Task objective:
Count every line where "components" occurs. Give the total alone.

#### Entries shown

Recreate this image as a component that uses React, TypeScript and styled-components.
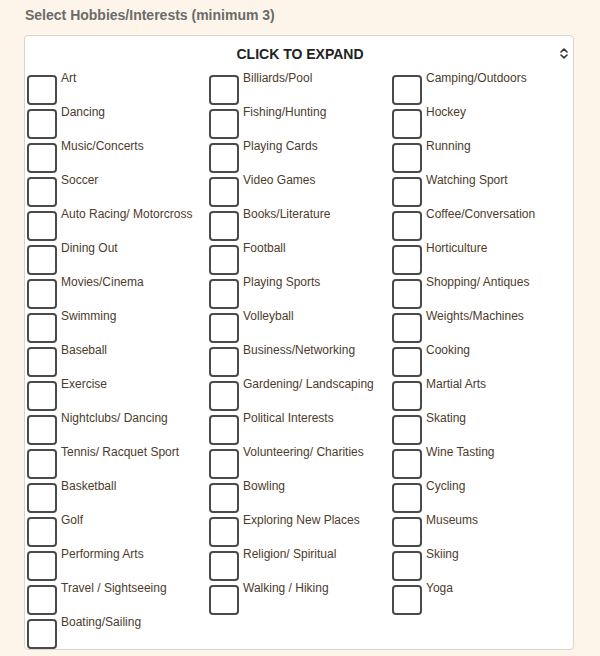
import React from "react";
import styled, { createGlobalStyle } from "styled-components";

const GlobalStyle = createGlobalStyle`
  html, body { margin: 0; padding: 0; background: #fdf5ea; }
  body { font-family: "Liberation Sans", Arial, sans-serif; }
`;

const Page = styled.div`
  width: 600px;
  height: 656px;
  box-sizing: border-box;
  padding: 7px 26px 0 24px;
  overflow: hidden;
`;

const Title = styled.div`
  font-size: 14px;
  font-weight: bold;
  color: #6b6b6b;
  line-height: 17px;
  padding-left: 1px;
  margin-bottom: 11px;
`;

const Panel = styled.div`
  background: #fff;
  border: 1px solid #d9d4cc;
  border-radius: 4px;
  padding: 0 0 0 2px;
  box-sizing: border-box;
  width: 550px;
`;

const Header = styled.div`
  position: relative;
  height: 35px;
  display: flex;
  align-items: center;
  justify-content: center;
  font-size: 14px;
  font-weight: bold;
  color: #222;
`;

const Chevron = styled.svg`
  position: absolute;
  right: 5px;
  top: 12px;
`;

const Grid = styled.div`
  display: grid;
  grid-template-columns: 182px 183px 182px;
`;

const Item = styled.label`
  display: flex;
  align-items: flex-start;
  height: 34px;
  cursor: pointer;
`;

const Box = styled.span`
  flex: none;
  width: 26px;
  height: 26px;
  border: 2px solid #4a4a4a;
  border-radius: 4px;
  margin-top: 4px;
`;

const Label = styled.span`
  font-size: 12px;
  line-height: 14px;
  color: #4d3b2c;
  margin-left: 4px;
  white-space: nowrap;
`;

const items = [
  "Art", "Billiards/Pool", "Camping/Outdoors",
  "Dancing", "Fishing/Hunting", "Hockey",
  "Music/Concerts", "Playing Cards", "Running",
  "Soccer", "Video Games", "Watching Sport",
  "Auto Racing/ Motorcross", "Books/Literature", "Coffee/Conversation",
  "Dining Out", "Football", "Horticulture",
  "Movies/Cinema", "Playing Sports", "Shopping/ Antiques",
  "Swimming", "Volleyball", "Weights/Machines",
  "Baseball", "Business/Networking", "Cooking",
  "Exercise", "Gardening/ Landscaping", "Martial Arts",
  "Nightclubs/ Dancing", "Political Interests", "Skating",
  "Tennis/ Racquet Sport", "Volunteering/ Charities", "Wine Tasting",
  "Basketball", "Bowling", "Cycling",
  "Golf", "Exploring New Places", "Museums",
  "Performing Arts", "Religion/ Spiritual", "Skiing",
  "Travel / Sightseeing", "Walking / Hiking", "Yoga",
  "Boating/Sailing",
];

export default function App() {
  return (
    <>
      <GlobalStyle />
      <Page>
        <Title>Select Hobbies/Interests (minimum 3)</Title>
        <Panel>
          <Header>
            CLICK TO EXPAND
            <Chevron width="8" height="11" viewBox="0 0 8 11">
              <path d="M1 4 L4 1.2 L7 4 M1 7 L4 9.8 L7 7" fill="none" stroke="#333" strokeWidth="1.6" strokeLinecap="round" strokeLinejoin="round" />
            </Chevron>
          </Header>
          <Grid>
            {items.map((it) => (
              <Item key={it}>
                <Box />
                <Label>{it}</Label>
              </Item>
            ))}
          </Grid>
        </Panel>
      </Page>
    </>
  );
}
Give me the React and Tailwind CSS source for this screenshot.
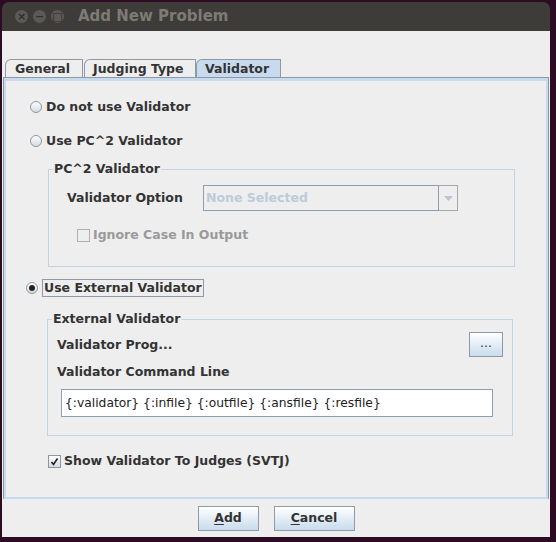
import React from "react";

const font = { fontFamily: '"DejaVu Sans", sans-serif' };

const Radio = ({ checked }) => (
  <span className="w-[12px] h-[12px] rounded-full border border-[#8f979e] bg-gradient-to-b from-white to-[#d4dbe2] flex items-center justify-center shrink-0">
    {checked && <span className="w-[6px] h-[6px] rounded-full bg-[#222]" />}
  </span>
);

const Check = ({ checked, disabled }) => (
  <span
    className={
      "w-[13px] h-[13px] border flex items-center justify-center shrink-0 " +
      (disabled ? "border-[#b0b0b0] bg-[#eeeeee]" : "border-[#8f979e] bg-gradient-to-b from-white to-[#d4dbe2]")
    }
  >
    {checked && (
      <svg width="9" height="9" viewBox="0 0 9 9">
        <path d="M1.5 5 L3.5 7.5 L7.5 1.5" stroke="#222" strokeWidth="1.6" fill="none" />
      </svg>
    )}
  </span>
);

const Group = ({ title, className, children }) => (
  <div className={"relative border border-[#c3d3e2] " + className}>
    <span className="absolute -top-[9px] left-[4px] bg-[#eeeeee] px-[1px] text-[12.5px] font-bold text-[#333] leading-[16px] whitespace-nowrap">
      {title}
    </span>
    {children}
  </div>
);

const Btn = ({ children, className }) => (
  <button
    className={
      "border border-[#8e9aa6] bg-gradient-to-b from-white to-[#c9dbec] text-[12.5px] font-bold text-[#333] " +
      className
    }
  >
    {children}
  </button>
);

export default function App() {
  return (
    <div className="w-[556px] h-[542px] bg-[#2d0b22] pt-[2px] pl-[2px] overflow-hidden" style={font}>
      <div className="w-[548px] h-[535px] rounded-t-[7px] overflow-hidden flex flex-col">
        <div className="h-[29px] bg-[#3e3c38] flex items-center pl-[13px] shrink-0">
          <div className="flex gap-[5px]">
            {["×", "−", "□"].map((g) => (
              <span
                key={g}
                className="w-[13px] h-[13px] rounded-full bg-[#5c5a55] text-[#2e2d2a] text-[11px] leading-[13px] text-center font-bold"
              >
                {g}
              </span>
            ))}
          </div>
          <span className="ml-[14px] text-[15px] font-bold text-[#7d7b75]">Add New Problem</span>
        </div>
        <div className="flex-1 bg-[#eeeeee] flex flex-col pt-[28px]">
          <div className="flex h-[18px] pl-[3px] text-[12.5px] font-bold text-[#333] leading-[17px] whitespace-nowrap">
            <div className="border border-b-0 border-[#8e99a5] rounded-tl-[6px] pl-[9px] w-[78px] mr-[1px]">General</div>
            <div className="border border-b-0 border-[#8e99a5] rounded-tl-[6px] pl-[8px] w-[112px]">Judging Type</div>
            <div className="border border-b-0 border-[#8e99a5] rounded-tl-[6px] pl-[8px] w-[85px] bg-[#c8daed]">Validator</div>
          </div>
          <div className="h-[422px] border-t border-l border-r border-[#8e99a5] mr-[1px] ml-[1px] bg-[#eeeeee] flex flex-col">
            <div className="h-[3px] bg-[#c8daed]" />
            <div className="flex-1 border-l-[2px] border-r-[2px] border-b-[2px] border-[#c8daed] text-[12.5px] font-bold text-[#333] leading-[16px] pl-[20px]">
              <div className="flex items-center gap-[4px] mt-[18px] pl-[4px]">
                <Radio />
                <span>Do not use Validator</span>
              </div>
              <div className="flex items-center gap-[4px] mt-[18px] pl-[4px]">
                <Radio />
                <span>Use PC^2 Validator</span>
              </div>
              <Group title="PC^2 Validator" className="mt-[20px] ml-[22px] w-[467px] h-[98px]">
                <div className="flex items-center mt-[15px] pl-[18px]">
                  <span className="w-[136px]">Validator Option</span>
                  <div className="flex h-[26px] w-[255px]">
                    <div className="flex-1 border border-[#8c9eb0] bg-[#eeeeee] pl-[2px] leading-[23px] text-[#bccbdb]">
                      None Selected
                    </div>
                    <div className="w-[19px] border border-l-0 border-[#a8a8a8] flex items-center justify-center">
                      <svg width="9" height="5" viewBox="0 0 9 5">
                        <path d="M0 0 H9 L4.5 5 Z" fill="#b4c6d8" />
                      </svg>
                    </div>
                  </div>
                </div>
                <div className="flex items-center gap-[3px] mt-[16px] pl-[28px] text-[#9a9a9a]">
                  <Check disabled />
                  <span>Ignore Case In Output</span>
                </div>
              </Group>
              <div className="flex items-center gap-[4px] mt-[12px]">
                <Radio checked />
                <span className="border border-[#8e99a5] px-[1px]">Use External Validator</span>
              </div>
              <Group title="External Validator" className="mt-[22px] ml-[21px] w-[466px] h-[117px]">
                <div className="flex items-center justify-between mt-[12px] pl-[9px] pr-[9px]">
                  <span>Validator Prog...</span>
                  <Btn className="w-[34px] h-[25px] font-normal leading-[10px] pb-[4px]">...</Btn>
                </div>
                <div className="pl-[9px] mt-[7px]">Validator Command Line</div>
                <div className="ml-[13px] w-[432px] mt-[9px] h-[28px] border border-[#8c9eb0] bg-white font-normal text-[12.3px] text-[#222] pl-[3px] leading-[26px] whitespace-nowrap">
                  {"{:validator} {:infile} {:outfile} {:ansfile} {:resfile}"}
                </div>
              </Group>
              <div className="flex items-center gap-[3px] mt-[17px] pl-[22px]">
                <Check checked />
                <span>Show Validator To Judges (SVTJ)</span>
              </div>
            </div>
          </div>
          <div className="flex justify-center gap-[15px] pt-[7px]">
            <Btn className="w-[61px] h-[25px]">
              <span className="underline underline-offset-2">A</span>dd
            </Btn>
            <Btn className="w-[81px] h-[25px]">
              <span className="underline underline-offset-2">C</span>ancel
            </Btn>
          </div>
        </div>
      </div>
    </div>
  );
}
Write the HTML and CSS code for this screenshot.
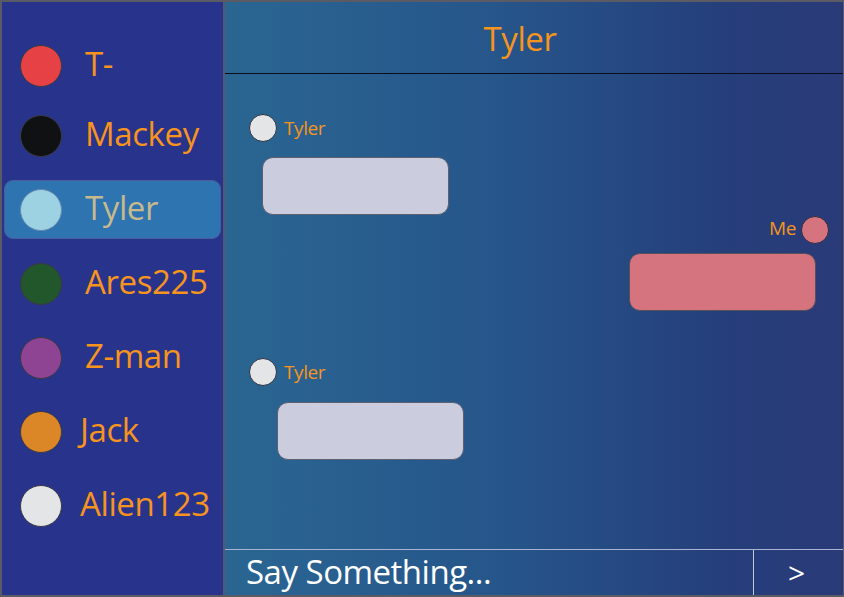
FILE: index.html
```html
<!DOCTYPE html>
<html>
<head>
<meta charset="utf-8">
<link rel="stylesheet" href="styles.css">
</head>
<body>
<div class="app">
  <aside class="sidebar">
    <div class="contact"><span class="dot red"></span><span class="name">T-</span></div>
    <div class="contact"><span class="dot black"></span><span class="name">Mackey</span></div>
    <div class="contact active"><span class="dot light"></span><span class="name">Tyler</span></div>
    <div class="contact"><span class="dot green"></span><span class="name">Ares225</span></div>
    <div class="contact"><span class="dot purple"></span><span class="name">Z-man</span></div>
    <div class="contact tight"><span class="dot orange"></span><span class="name">Jack</span></div>
    <div class="contact tight"><span class="dot white"></span><span class="name">Alien123</span></div>
  </aside>
  <main class="chat">
    <header class="chat-header">Tyler</header>
    <section class="messages">
      <div class="msg them">
        <div class="who"><span class="avatar white"></span><span class="label">Tyler</span></div>
        <div class="bubble"></div>
      </div>
      <div class="msg me">
        <div class="who"><span class="label">Me</span><span class="avatar pink"></span></div>
        <div class="bubble"></div>
      </div>
      <div class="msg them indent">
        <div class="who"><span class="avatar white"></span><span class="label">Tyler</span></div>
        <div class="bubble"></div>
      </div>
    </section>
    <footer class="composer">
      <div class="input">Say Something...</div>
      <div class="send">&gt;</div>
    </footer>
  </main>
</div>
</body>
</html>
```
FILE: styles.css
```css
* { box-sizing: border-box; }
html, body { margin: 0; padding: 0; }
body {
  width: 844px;
  height: 597px;
  overflow: hidden;
  font-family: "Open Sans", "Liberation Sans", sans-serif;
}
.app {
  display: flex;
  width: 844px;
  height: 597px;
  border: 2px solid #5b5b66;
  border-right-width: 1px;
  background: #28338c;
}
.sidebar {
  width: 223px;
  flex: none;
  background: #28338c;
  border-right: 2px solid #55586e;
  display: flex;
  flex-direction: column;
  gap: 15px;
  padding: 34px 2px 0 2px;
}
.contact {
  height: 59px;
  display: flex;
  align-items: center;
  padding-left: 15px;
  border: 1px solid transparent;
  border-radius: 9px;
}
.contact:first-child { margin-bottom: -4px; }
.contact.active {
  background: #2e74b0;
  border-color: #4b5c9c;
}
.dot {
  width: 42px;
  height: 42px;
  border-radius: 50%;
  border: 1px solid #3a3a44;
  flex: none;
}
.name {
  margin-left: 23px;
  color: #f7941d;
  font-size: 33px;
  letter-spacing: -0.4px;
  line-height: 1;
  padding-bottom: 4px;
}
.contact.tight .name { margin-left: 18px; }
.contact.active .name { color: #c6b98e; }
.red { background: #e64246; }
.black { background: #0f1112; }
.light { background: #9dd2e2; border-color: #6a8ab0; }
.green { background: #22572c; }
.purple { background: #8e4393; }
.orange { background: #dc8727; }
.white { background: #e4e5e7; }
.pink { background: #d5737e; }

.chat {
  flex: 1;
  display: flex;
  flex-direction: column;
  background: linear-gradient(to right, #2a6692 0%, #26558a 45%, #253f7b 80%, #2a3a78 100%);
}
.chat-header {
  height: 72px;
  border-bottom: 1px solid #0b0d1a;
  display: flex;
  align-items: center;
  justify-content: center;
  color: #f7941d;
  font-size: 33px;
  letter-spacing: -0.4px;
  padding-right: 28px;
  padding-top: 2px;
}
.messages {
  flex: 1;
  display: flex;
  flex-direction: column;
  padding: 40px 14px 0 24px;
}
.msg { display: flex; flex-direction: column; }
.msg.them { align-items: flex-start; }
.msg.me { align-items: flex-end; margin-top: 1px; }
.msg.indent { margin-top: 47px; }
.who {
  display: flex;
  align-items: center;
  gap: 7px;
  height: 28px;
}
.msg.me .who { gap: 5px; }
.avatar {
  width: 28px;
  height: 28px;
  border-radius: 50%;
  border: 1px solid #2e3040;
  flex: none;
}
.label {
  color: #f7941d;
  font-size: 19px;
  letter-spacing: -0.4px;
  line-height: 1;
}
.msg.me .label { padding-bottom: 3px; }
.bubble {
  width: 187px;
  height: 58px;
  border-radius: 11px;
  border: 1px solid #5d6070;
  background: #cbcddf;
  margin-top: 15px;
  margin-left: 13px;
}
.msg.indent .bubble { margin-left: 28px; margin-top: 16px; }
.msg.me .bubble {
  background: #d5747f;
  border-color: #55505a;
  margin-left: 0;
  margin-right: 13px;
  margin-top: 9px;
}
.composer {
  height: 46px;
  border-top: 1px solid #aab3d2;
  display: flex;
  color: #ffffff;
}
.input {
  flex: 1;
  font-size: 33px;
  letter-spacing: -0.5px;
  padding-left: 21px;
  padding-bottom: 2px;
  display: flex;
  align-items: center;
  border-right: 1px solid #c0c6dc;
  line-height: 1;
}
.send {
  width: 89px;
  font-size: 30px;
  display: flex;
  align-items: center;
  justify-content: center;
  padding-right: 4px;
  line-height: 1;
}
```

########

Correct answer:
2